Aggravating/Enjoyable Travel Note of the Week
As I exited my row on a United Airlines flight from Newark to Chicago at O'Hare Friday, preparing to change planes to go to Seattle, a fellow in the row behind me said, "You work for ESPN, don't you?''
I said, "No, I work for Sports Illustrated.''
He said, "You look just like the ESPN guy. Anyone ever tell you that?''
I didn't know what to say, and so I just shrugged.
Factoid of the Week That May Interest Only Me I
I finished my summer tour of NFL camps Saturday, seeing the Seahawks. That was my 16th team in exactly one month. In those 16 camps, I saw close to 1,000 players, either on the practice field, in locker rooms, strolling campuses or practice facilities, or in dining halls.
Some old vets -- Favre, Joey Galloway -- have hair or beards flecked with gray. I found it interesting that I saw only one player, the backup center for the Giants, with predominantly gray hair.

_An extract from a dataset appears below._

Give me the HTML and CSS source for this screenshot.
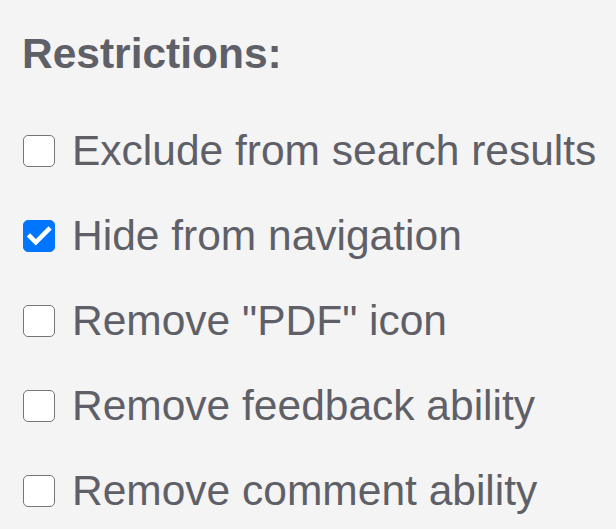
FILE: index.html
```html
<!DOCTYPE html>
<html lang="en">
<head>
<meta charset="utf-8">
<title>Restrictions</title>
<link rel="stylesheet" href="styles.css">
</head>
<body>
<section class="panel">
  <h2 class="title">Restrictions:</h2>
  <ul class="options">
    <li class="option"><span class="box"></span><span class="label">Exclude from search results</span></li>
    <li class="option"><span class="box checked"><svg viewBox="0 0 32 32" width="32" height="32"><path d="M7 16.5 L12.8 22.3 L25.5 9.6" fill="none" stroke="#fff" stroke-width="4.6" stroke-linecap="square"/></svg></span><span class="label">Hide from navigation</span></li>
    <li class="option"><span class="box"></span><span class="label">Remove "PDF" icon</span></li>
    <li class="option"><span class="box"></span><span class="label">Remove feedback ability</span></li>
    <li class="option"><span class="box"></span><span class="label">Remove comment ability</span></li>
  </ul>
</section>
</body>
</html>
```
FILE: styles.css
```css
html, body {
  margin: 0;
  padding: 0;
  background: #f4f4f4;
}
body {
  font-family: "Liberation Sans", Arial, sans-serif;
  color: #5f6067;
}
.panel {
  padding: 30px 0 0 22px;
}
.title {
  margin: 0 0 49px 0;
  font-size: 42.5px;
  line-height: 48px;
  font-weight: bold;
}
.options {
  list-style: none;
  margin: 0;
  padding: 0;
  display: flex;
  flex-direction: column;
  gap: 37px;
}
.option {
  display: flex;
  align-items: center;
  gap: 17px;
  font-size: 42.5px;
  line-height: 48px;
  white-space: nowrap;
}
.box {
  box-sizing: border-box;
  width: 32px;
  height: 32px;
  margin-left: 1px;
  border: 1.5px solid #767676;
  border-radius: 5px;
  background: #fff;
  flex: none;
  display: block;
}
.box.checked {
  background: #0075ff;
  border-color: #0075ff;
}
.box svg {
  display: block;
  margin: -1.5px;
}
```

Factoid of the Week That May Interest Only Me II
At the Hudson Newsstand/General Store (don't know what else you'd call those all-in-one stores) at Newark Airport's Terminal C Friday, there were 51 pieces of athletic apparel for sale. No Jeter jerseys, no Eli Manning jerseys, no A-Rod jerseys. All 51 items for sale on the sports rack were Favre Jets jerseys.